In the deadliest incidents, 24 people were killed in two blasts in Jisr Diyala district, southeast of the city.

The sources said the first bomb went off in a commercial area near restaurants, shops and street stalls. Police tried to prevent people gathering at the scene, but shortly afterwards a car bomb was detonated in the same area. Three of the people killed in the second blast were police, they said.

Earlier, five other explosions hit northern and southern neighbourhoods, the sources said.

There was no immediate claim of responsibility for the attacks, which come as Iraqi security forces battle Islamic State militants who control large areas of north and west Iraq, and who have claimed many recent bombings in Baghdad.
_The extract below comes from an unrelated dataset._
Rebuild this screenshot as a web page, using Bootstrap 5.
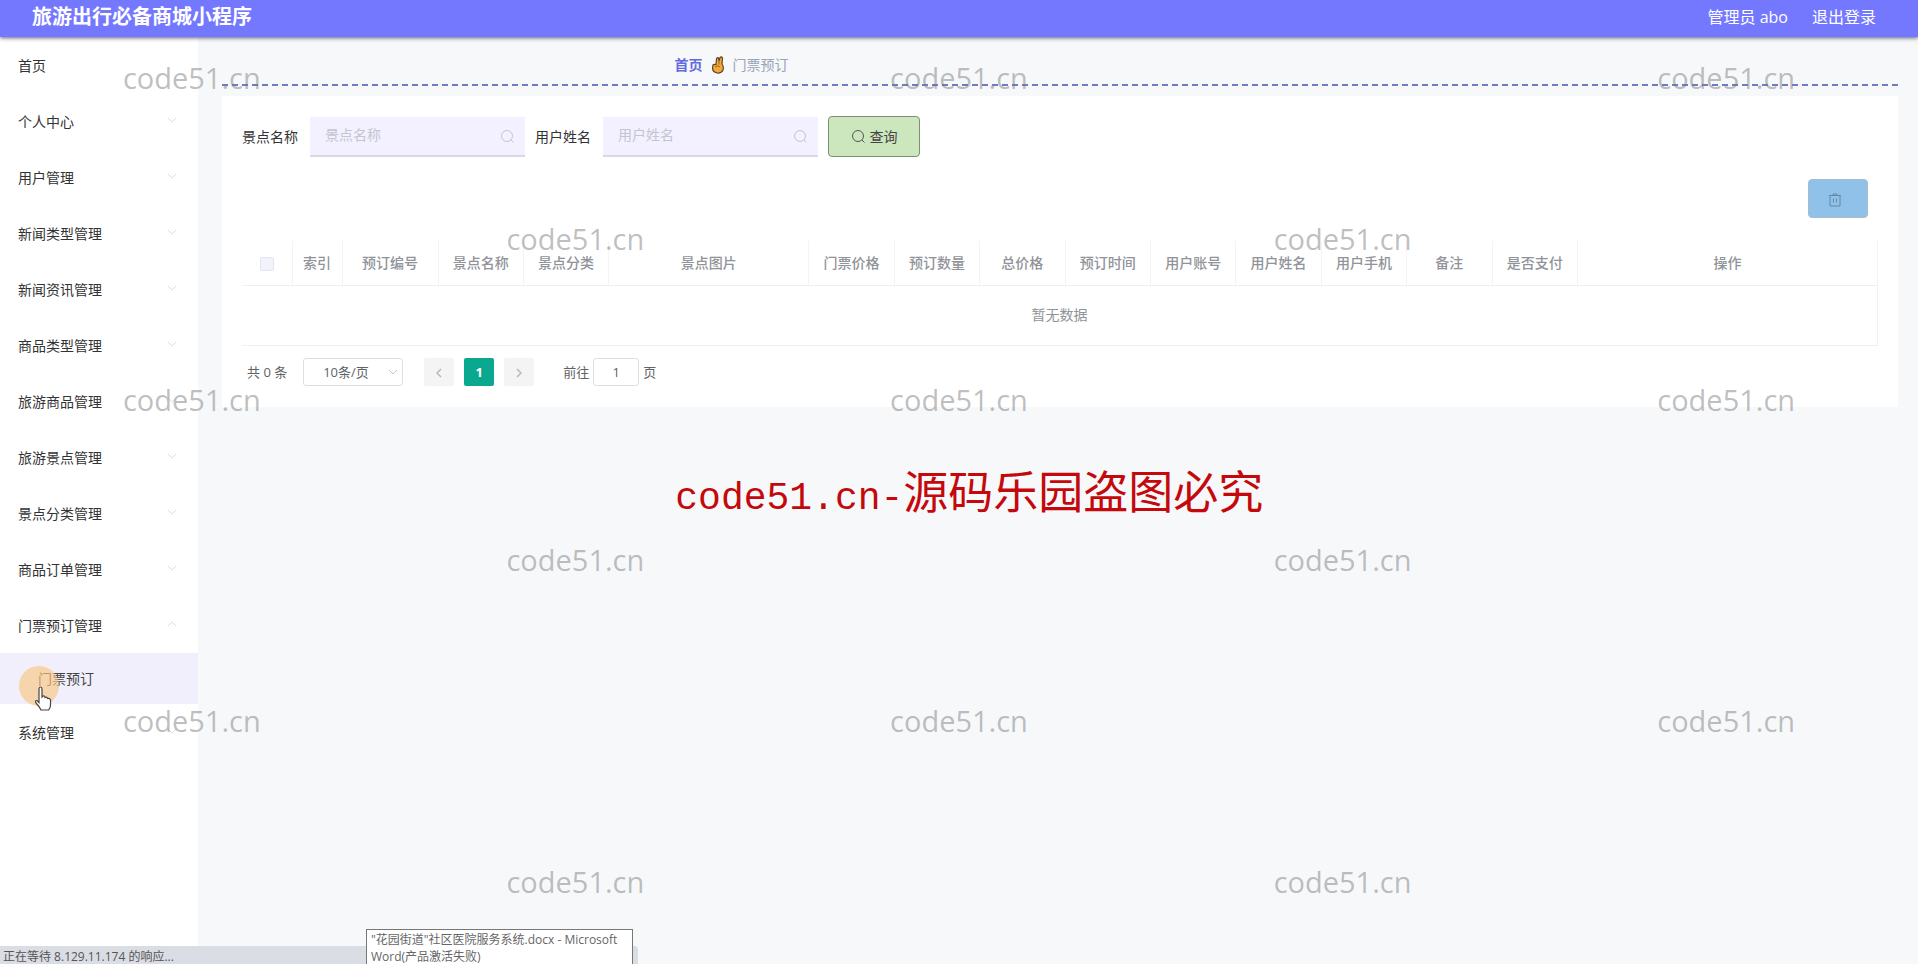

In the western province of Anbar, Iraqi troops backed by Shia militia and tribal fighters are trying to drive Islamic State fighters out of al-Baghdadi on the Euphrates River.

The town is just five km east of the Ain al-Asad airbase where US Marines are training Iraqi forces for a larger offensive against Islamic State.

A US official said last week that an assault to recapture the northern city of Mosul, the largest city under Islamic State control, would probably be launched in April or May.

Iraqi military officials have declined to confirm such a timetable. Iraqi troops and militia forces have been gathering for an expected offensive against the militants further south in Salahuddin province, between Baghdad and Mosul.